The task -
Set down word for word the lines running from the line with "Convert this screenshot to HTML." to the line with "The picture is", ends included. Skip every picture.

Material supplied -

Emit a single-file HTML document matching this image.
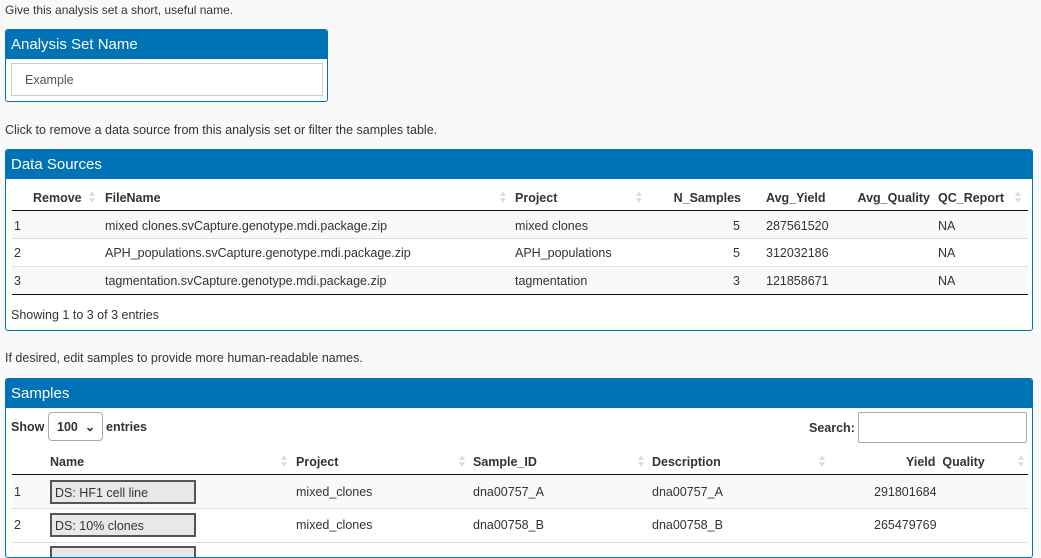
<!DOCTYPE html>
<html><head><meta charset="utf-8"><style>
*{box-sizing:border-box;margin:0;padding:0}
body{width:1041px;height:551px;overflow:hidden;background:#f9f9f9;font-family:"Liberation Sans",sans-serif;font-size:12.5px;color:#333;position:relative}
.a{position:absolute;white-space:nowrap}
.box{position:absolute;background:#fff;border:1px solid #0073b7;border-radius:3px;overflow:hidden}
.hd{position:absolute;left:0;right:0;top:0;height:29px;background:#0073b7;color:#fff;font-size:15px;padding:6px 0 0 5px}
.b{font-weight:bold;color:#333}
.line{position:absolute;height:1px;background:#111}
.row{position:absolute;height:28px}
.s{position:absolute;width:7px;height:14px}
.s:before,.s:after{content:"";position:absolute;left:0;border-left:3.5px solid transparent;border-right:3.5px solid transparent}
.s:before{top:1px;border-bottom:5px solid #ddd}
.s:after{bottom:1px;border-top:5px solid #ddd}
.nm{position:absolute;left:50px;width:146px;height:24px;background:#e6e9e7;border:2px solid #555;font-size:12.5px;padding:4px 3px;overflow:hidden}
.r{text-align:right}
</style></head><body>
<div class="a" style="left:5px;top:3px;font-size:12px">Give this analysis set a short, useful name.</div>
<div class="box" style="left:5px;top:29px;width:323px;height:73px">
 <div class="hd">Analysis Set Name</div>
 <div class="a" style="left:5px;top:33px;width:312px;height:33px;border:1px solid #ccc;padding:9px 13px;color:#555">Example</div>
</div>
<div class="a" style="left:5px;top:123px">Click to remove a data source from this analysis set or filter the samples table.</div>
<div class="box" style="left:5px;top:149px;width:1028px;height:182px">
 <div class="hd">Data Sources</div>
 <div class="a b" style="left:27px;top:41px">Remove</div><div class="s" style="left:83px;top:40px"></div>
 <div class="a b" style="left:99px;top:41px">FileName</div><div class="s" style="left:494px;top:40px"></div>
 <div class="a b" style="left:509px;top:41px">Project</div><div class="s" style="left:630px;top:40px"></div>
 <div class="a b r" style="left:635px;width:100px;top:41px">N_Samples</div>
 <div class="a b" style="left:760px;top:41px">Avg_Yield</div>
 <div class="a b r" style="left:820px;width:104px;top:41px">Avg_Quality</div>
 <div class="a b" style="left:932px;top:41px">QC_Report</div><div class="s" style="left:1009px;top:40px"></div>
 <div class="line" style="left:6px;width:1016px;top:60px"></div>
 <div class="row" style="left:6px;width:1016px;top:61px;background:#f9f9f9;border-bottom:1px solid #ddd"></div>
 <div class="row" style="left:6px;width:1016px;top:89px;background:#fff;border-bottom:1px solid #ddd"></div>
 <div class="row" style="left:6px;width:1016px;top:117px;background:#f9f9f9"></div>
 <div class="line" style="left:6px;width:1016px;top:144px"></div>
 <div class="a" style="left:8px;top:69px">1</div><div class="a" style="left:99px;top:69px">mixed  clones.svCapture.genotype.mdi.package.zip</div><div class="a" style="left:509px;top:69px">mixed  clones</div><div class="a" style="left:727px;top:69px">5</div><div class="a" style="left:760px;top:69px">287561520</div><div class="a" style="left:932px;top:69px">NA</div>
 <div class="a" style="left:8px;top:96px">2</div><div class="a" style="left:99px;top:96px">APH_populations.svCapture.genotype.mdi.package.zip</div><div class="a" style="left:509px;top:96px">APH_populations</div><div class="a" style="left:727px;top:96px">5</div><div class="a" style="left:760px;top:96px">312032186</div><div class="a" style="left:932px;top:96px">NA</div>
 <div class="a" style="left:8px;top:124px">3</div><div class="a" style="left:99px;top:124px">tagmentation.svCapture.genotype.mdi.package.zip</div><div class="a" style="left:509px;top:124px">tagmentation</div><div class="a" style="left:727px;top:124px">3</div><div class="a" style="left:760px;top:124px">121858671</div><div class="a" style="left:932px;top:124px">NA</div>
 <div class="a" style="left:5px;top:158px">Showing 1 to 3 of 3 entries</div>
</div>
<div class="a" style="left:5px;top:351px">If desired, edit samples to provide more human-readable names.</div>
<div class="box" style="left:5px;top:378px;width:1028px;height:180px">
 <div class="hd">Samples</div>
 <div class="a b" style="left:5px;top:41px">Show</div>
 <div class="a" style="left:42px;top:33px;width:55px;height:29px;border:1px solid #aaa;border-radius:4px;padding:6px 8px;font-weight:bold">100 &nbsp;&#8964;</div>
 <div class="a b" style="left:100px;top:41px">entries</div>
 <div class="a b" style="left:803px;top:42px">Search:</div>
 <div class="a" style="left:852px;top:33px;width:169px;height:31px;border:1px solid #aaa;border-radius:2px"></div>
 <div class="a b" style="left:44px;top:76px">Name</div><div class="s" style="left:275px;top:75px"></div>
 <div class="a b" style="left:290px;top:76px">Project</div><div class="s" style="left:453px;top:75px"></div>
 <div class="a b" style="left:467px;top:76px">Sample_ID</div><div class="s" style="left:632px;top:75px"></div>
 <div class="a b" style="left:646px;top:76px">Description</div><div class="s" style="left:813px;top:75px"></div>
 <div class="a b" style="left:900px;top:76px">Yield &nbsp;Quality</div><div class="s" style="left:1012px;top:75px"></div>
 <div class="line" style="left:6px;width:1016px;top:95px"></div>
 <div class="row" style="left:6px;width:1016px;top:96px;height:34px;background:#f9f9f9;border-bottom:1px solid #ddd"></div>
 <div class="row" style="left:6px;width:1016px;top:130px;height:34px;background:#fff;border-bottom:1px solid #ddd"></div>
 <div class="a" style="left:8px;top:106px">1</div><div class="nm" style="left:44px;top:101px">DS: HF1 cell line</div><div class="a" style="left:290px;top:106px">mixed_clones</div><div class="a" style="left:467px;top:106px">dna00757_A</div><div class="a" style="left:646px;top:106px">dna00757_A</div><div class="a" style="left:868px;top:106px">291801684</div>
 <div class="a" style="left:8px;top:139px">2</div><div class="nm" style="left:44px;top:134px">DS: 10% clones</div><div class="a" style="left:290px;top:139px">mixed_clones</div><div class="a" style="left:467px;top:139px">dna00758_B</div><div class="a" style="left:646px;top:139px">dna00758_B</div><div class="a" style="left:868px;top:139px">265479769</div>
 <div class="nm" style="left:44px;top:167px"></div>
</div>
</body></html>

---

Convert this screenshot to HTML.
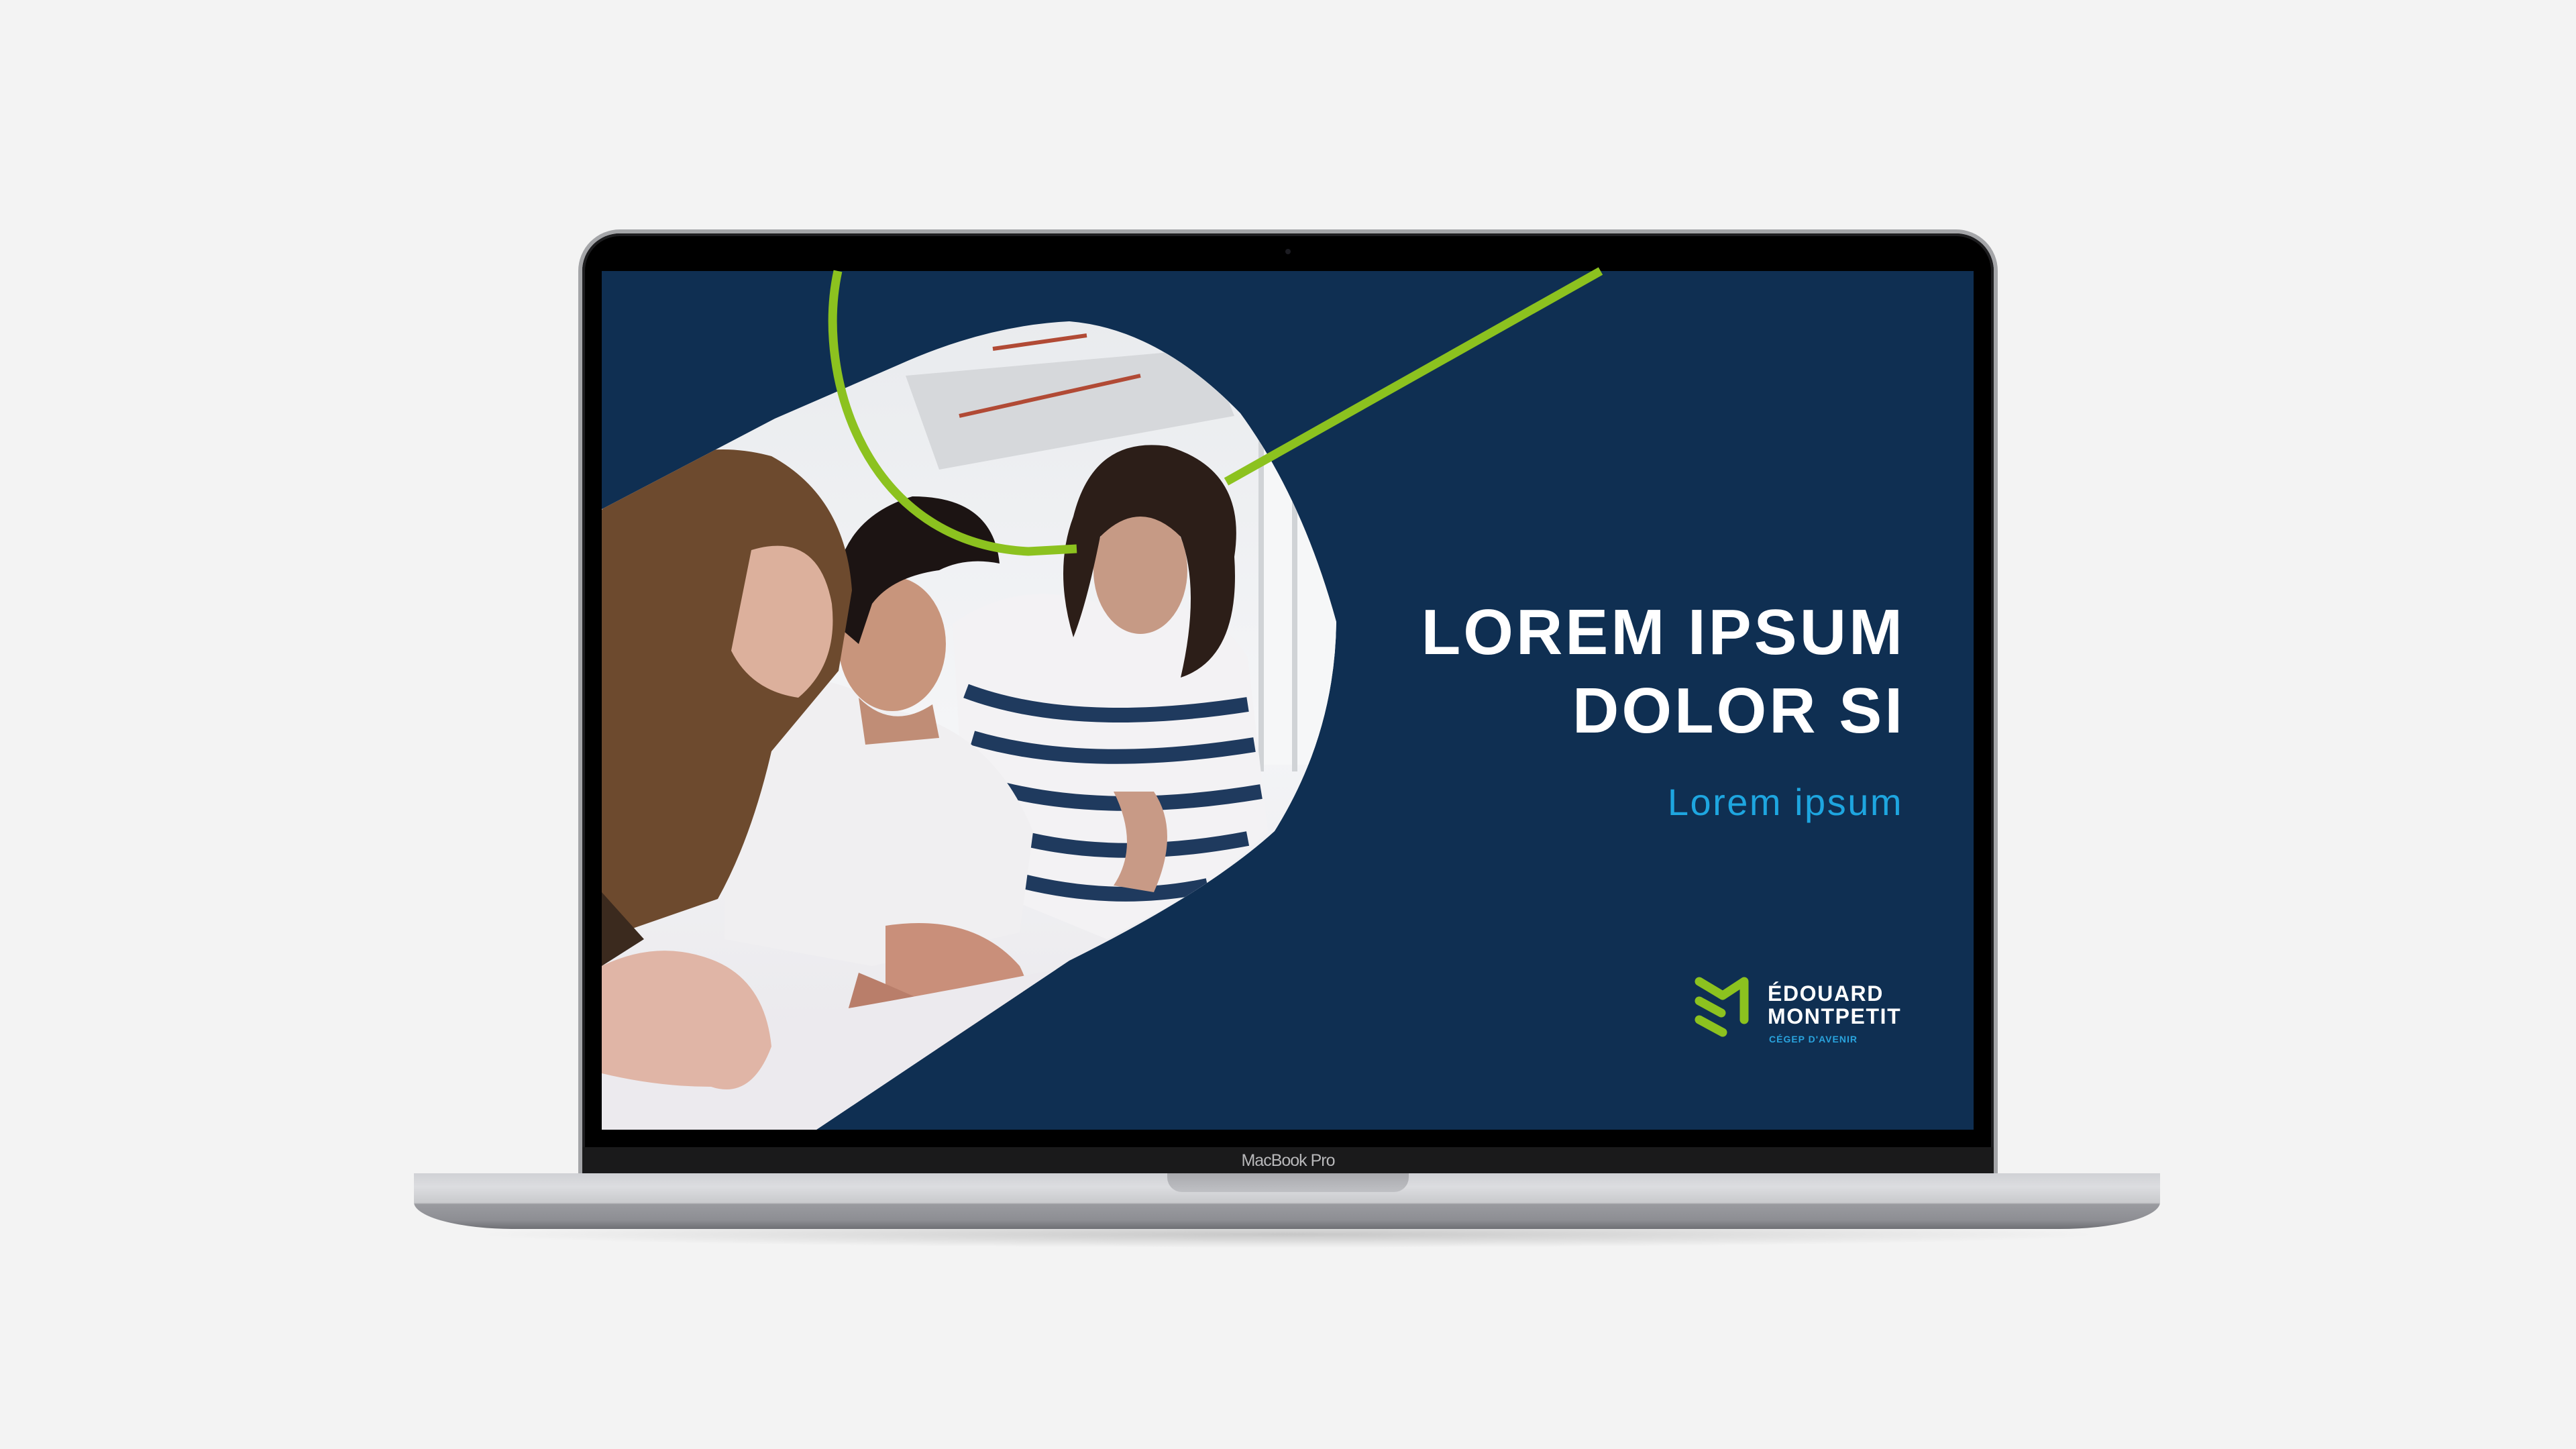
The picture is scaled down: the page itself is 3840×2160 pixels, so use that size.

Correct response -
Convert this screenshot to HTML.
The picture is scaled down: the page itself is 3840×2160 pixels, so use that size.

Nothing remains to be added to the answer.